Concrete Supplier Agrees to Pay $740,000 Penalty to Resolve Clean Water Act Violations in Five States

Lafarge North America Inc., one of the largest suppliers of construction materials in the United States and Canada, and four of its U.S. subsidiaries have agreed to resolve alleged Clean Water Act violations. The violations include unpermitted discharges of stormwater and failure to comply with stormwater permits at 21 stone, gravel, sand, asphalt and ready-mix concrete facilities in Alabama, Colorado, Georgia, Maryland and New York. Stormwater flowing over concrete manufacturing facilities can carry debris, sediment and pollutants including pesticides, petroleum products, chemicals and solvents, which can have a significant impact on water quality.

Lafarge will implement a nationwide evaluation and compliance program at 189 of its similar facilities in the United States to ensure they meet Clean Water Act requirements. Lafarge will also pay a penalty of $740,000 and implement two supplemental environmental projects, in which the company will complete conservation easements to protect approximately 166 acres in Maryland and Colorado. The value of the land has been appraised at $2.95 million. Lafarge will also implement one state environmentally beneficial project to support environmental training for state inspectors. The state project is valued at $10,000.

The comprehensive evaluation will include a compliance review of each facility’s permit, an inventory of all discharges to U.S. waters and identification of all best management practices in place.

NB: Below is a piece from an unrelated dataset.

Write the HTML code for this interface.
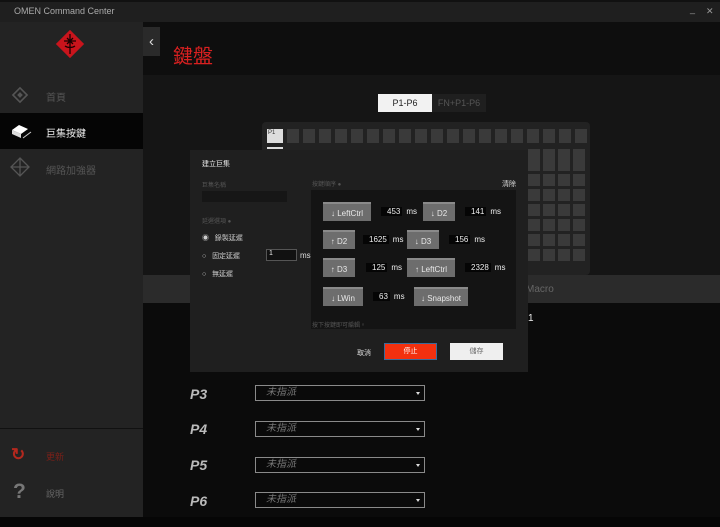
<!DOCTYPE html>
<html><head><meta charset="utf-8"><style>
*{margin:0;padding:0;box-sizing:border-box}
body{width:720px;height:527px;overflow:hidden;background:#0b0b0b;font-family:"Liberation Sans","Noto Sans CJK TC",sans-serif;position:relative;color:#ddd}
.a{position:absolute}
.k{position:absolute;background:#6d6d6d;color:#e8e8e8;font-size:8px;height:19px;line-height:19px;text-align:center;border-top:2px solid #8a8a8a}
.ms{position:absolute;font-size:8px;color:#eee;height:12px;line-height:12px}
.ms b{font-weight:normal;background:#050505;padding:0 2px 0 6px;margin-right:4px}
.sel{position:absolute;left:255px;width:170px;height:16px;border:1px solid #8a8a8a;background:#0a0a0a;font-size:10px;font-style:italic;color:#777;padding-left:10px;line-height:14px}
.sel:after{content:"";position:absolute;right:4px;top:6px;border:2px solid transparent;border-top:3px solid #ddd}
.pl{position:absolute;left:190px;font-size:14px;font-style:italic;font-weight:bold;color:#bbb}
.kb{position:absolute;background:#3a3a3a;width:13px;height:13px}
</style></head><body>
<div class="a" style="left:0;top:0;width:720px;height:22px;background:#1f1f1f;border-top:2px solid #111"></div>
<div class="a" style="left:14px;top:6px;font-size:9px;color:#aaa">OMEN Command Center</div>
<div class="a" style="left:690px;top:4px;font-size:9px;color:#999">_</div>
<div class="a" style="left:706px;top:6px;font-size:9px;color:#999">✕</div>
<!-- sidebar -->
<div class="a" style="left:0;top:22px;width:143px;height:495px;background:#232323"></div>
<svg class="a" style="left:55px;top:29px" width="30" height="30" viewBox="0 0 30 30"><rect x="5" y="5" width="20" height="20" transform="rotate(45 15 15)" fill="#c8141c"/><path d="M15 5v20M9 12h12M10 17c3 2 7 2 10 0M12 9l6 6M18 9l-6 6" stroke="#1a0000" stroke-width="1.3" fill="none"/></svg>
<div class="a" style="left:0;top:113px;width:143px;height:36px;background:#050505"></div>
<svg class="a" style="left:11px;top:86px" width="18" height="18"><rect x="4" y="4" width="10" height="10" transform="rotate(45 9 9)" fill="none" stroke="#555" stroke-width="1.6"/><rect x="7" y="7" width="4" height="4" transform="rotate(45 9 9)" fill="#555"/></svg>
<div class="a" style="left:46px;top:89px;font-size:10px;color:#555">首頁</div>
<svg class="a" style="left:10px;top:122px" width="22" height="18"><path d="M2 8l7-5 9 4-7 5z" fill="#fff"/><path d="M2 8l9 4v4l-9-4z" fill="#ddd"/><path d="M13 16l8-6" stroke="#ccc"/></svg>
<div class="a" style="left:46px;top:125px;font-size:10px;color:#eee">巨集按鍵</div>
<svg class="a" style="left:10px;top:157px" width="20" height="20"><path d="M10 1L19 10 10 19 1 10z M10 1v18 M1 10h18" stroke="#555" stroke-width="1.3" fill="none"/></svg>
<div class="a" style="left:46px;top:162px;font-size:10px;color:#555">網路加強器</div>
<div class="a" style="left:0;top:428px;width:143px;height:1px;background:#111"></div>
<div class="a" style="left:11px;top:445px;font-size:17px;color:#b3281e;font-weight:bold">↻</div>
<div class="a" style="left:46px;top:450px;font-size:9px;color:#7a2018">更新</div>
<div class="a" style="left:13px;top:480px;font-size:21px;color:#777;font-weight:bold">?</div>
<div class="a" style="left:46px;top:487px;font-size:9px;color:#666">說明</div>
<!-- header -->
<div class="a" style="left:143px;top:22px;width:577px;height:53px;background:#0e0e0e"></div>
<div class="a" style="left:143px;top:27px;width:17px;height:29px;background:#2a2a2a;color:#ddd;font-size:15px;text-align:center;line-height:29px">‹</div>
<div class="a" style="left:173px;top:40px;font-size:20px;color:#d92020">鍵盤</div>
<div class="a" style="left:143px;top:75px;width:577px;height:200px;background:#151515"></div>
<div class="a" style="left:378px;top:94px;width:54px;height:18px;background:#f2f2f2;color:#222;font-size:9px;text-align:center;line-height:18px">P1-P6</div>
<div class="a" style="left:432px;top:94px;width:54px;height:18px;background:#1f1f1f;color:#555;font-size:9px;text-align:center;line-height:18px">FN+P1-P6</div>
<!-- keyboard -->
<div class="a" style="left:262px;top:122px;width:328px;height:153px;background:#222;border-radius:4px"></div>
<div class="a" style="left:267px;top:129px;width:16px;height:14px;background:#ddd;font-size:6px;color:#333;padding:1px">P1</div>
<div class="a" style="left:267px;top:147px;width:16px;height:2px;background:#ddd"></div>
<div class="a" style="left:287px;top:129px;width:300px;height:14px;background:repeating-linear-gradient(90deg,#3a3a3a 0 12px,#222 12px 16px)"></div>
<div class="a" style="left:528px;top:149px;width:59px;height:112px;background:repeating-linear-gradient(90deg,#3a3a3a 0 12px,#222 12px 15px)"></div>
<div class="a" style="left:528px;top:161px;width:59px;height:100px;background:repeating-linear-gradient(0deg,transparent 0 12px,#222 12px 15px)"></div>
<!-- band -->
<div class="a" style="left:143px;top:275px;width:577px;height:28px;background:#2b2b2b"></div>
<div class="a" style="left:526px;top:284px;font-size:10px;color:#666">Macro</div>
<div class="a" style="left:528px;top:313px;font-size:10px;color:#eee">1</div>
<!-- rows -->
<div class="pl" style="top:386px">P3</div><div class="sel" style="top:385px">未指派</div>
<div class="pl" style="top:421px">P4</div><div class="sel" style="top:421px">未指派</div>
<div class="pl" style="top:457px">P5</div><div class="sel" style="top:457px">未指派</div>
<div class="pl" style="top:493px">P6</div><div class="sel" style="top:492px">未指派</div>
<div class="a" style="left:0;top:517px;width:720px;height:10px;background:#060606"></div>
<!-- modal -->
<div class="a" style="left:190px;top:150px;width:338px;height:222px;background:#1f1f1f"></div>
<div class="a" style="left:202px;top:159px;font-size:7px;color:#eee">建立巨集</div>
<div class="a" style="left:202px;top:180px;font-size:6px;color:#555">巨集名稱</div>
<div class="a" style="left:202px;top:191px;width:85px;height:11px;background:#161616"></div>
<div class="a" style="left:202px;top:216px;font-size:6px;color:#555">延遲選項 ●</div>
<div class="a" style="left:202px;top:233px;font-size:7px;color:#ccc">◉ &nbsp;&nbsp;錄製延遲</div>
<div class="a" style="left:202px;top:251px;font-size:7px;color:#ccc">○ &nbsp;&nbsp;固定延遲</div>
<div class="a" style="left:202px;top:269px;font-size:7px;color:#ccc">○ &nbsp;&nbsp;無延遲</div>
<div class="a" style="left:266px;top:249px;width:31px;height:12px;border:1px solid #555;background:#111;font-size:7px;color:#eee;padding-left:2px">1</div>
<div class="a" style="left:300px;top:251px;font-size:8px;color:#ddd">ms</div>
<div class="a" style="left:312px;top:179px;font-size:6px;color:#555">按鍵順序 ●</div>
<div class="a" style="left:502px;top:179px;font-size:7px;color:#ddd">清除</div>
<div class="a" style="left:311px;top:190px;width:205px;height:139px;background:#141414"></div>
<div class="k" style="left:323px;top:202px;width:48px">↓ LeftCtrl</div>
<div class="ms" style="left:381px;top:206px"><b>453</b>ms</div>
<div class="k" style="left:423px;top:202px;width:32px">↓ D2</div>
<div class="ms" style="left:465px;top:206px"><b>141</b>ms</div>
<div class="k" style="left:323px;top:230px;width:32px">↑ D2</div>
<div class="ms" style="left:363px;top:234px"><b>1625</b>ms</div>
<div class="k" style="left:407px;top:230px;width:32px">↓ D3</div>
<div class="ms" style="left:449px;top:234px"><b>156</b>ms</div>
<div class="k" style="left:323px;top:258px;width:32px">↑ D3</div>
<div class="ms" style="left:366px;top:262px"><b>125</b>ms</div>
<div class="k" style="left:407px;top:258px;width:48px">↑ LeftCtrl</div>
<div class="ms" style="left:465px;top:262px"><b>2328</b>ms</div>
<div class="k" style="left:323px;top:287px;width:40px">↓ LWin</div>
<div class="ms" style="left:373px;top:291px"><b>63</b>ms</div>
<div class="k" style="left:414px;top:287px;width:54px">↓ Snapshot</div>
<div class="a" style="left:312px;top:320px;font-size:6px;color:#555">按下按鍵即可編輯。</div>
<div class="a" style="left:357px;top:348px;font-size:7px;color:#ddd">取消</div>
<div class="a" style="left:384px;top:343px;width:53px;height:17px;background:#f2300f;border:1px solid #3a6a9a;font-size:7px;color:#fff;text-align:center;line-height:15px">停止</div>
<div class="a" style="left:450px;top:343px;width:53px;height:17px;background:#efefef;font-size:7px;color:#666;text-align:center;line-height:17px">儲存</div>
</body></html>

In addition, Lafarge must identify an environmental vice president responsible for coordinating oversight of compliance with stormwater requirements, at least two environmental directors and several environmental managers to oversee stormwater compliance at each operation, and an onsite operations manager at each facility. The U.S. estimates that Lafarge will spend approximately $8 million over five years to develop and maintain this compliance program.

The company will also develop and implement an extensive management, training, inspection and reporting system to increase oversight of its operations and compliance with stormwater requirements at all facilities that it owns and/or operates .

“Owners and operators of industrial facilities must take the necessary measures to comply with stormwater regulations under the Clean Water Act, which protects America’s rivers, lakes and sources of drinking water from harmful contamination,” said Ignacia S. Moreno, Assistant Attorney General for the Justice Department’s Environment and Natural Resources Division. “The system-wide management controls and training that this settlement requires from Lafarge and its subsidiaries will result in better management practices and a robust compliance program at hundreds of facilities throughout the nation that will prevent harmful stormwater runoff.”

“EPA is committed to protecting America’s waters from polluted stormwater runoff,” said Cynthia Giles, Assistant Administrator for the Environmental Protection Agency’s Office of Enforcement and Compliance Assurance. “Today’s settlement will improve stormwater management at facilities across the nation, preventing harmful pollutants from being swept into local waterways.”

The complaint, filed in federal court with the settlement, alleges a pattern of violations since 2006 that were discovered after several federal inspections at the company’s facilities. The alleged violations included unpermitted discharges, violations of effluent limitations, inadequate management practices, inadequate or missing records and practices regarding stormwater compliance and monitoring, inadequate discharge monitoring and reporting, inadequate stormwater pollution prevention plans and inadequate stormwater training.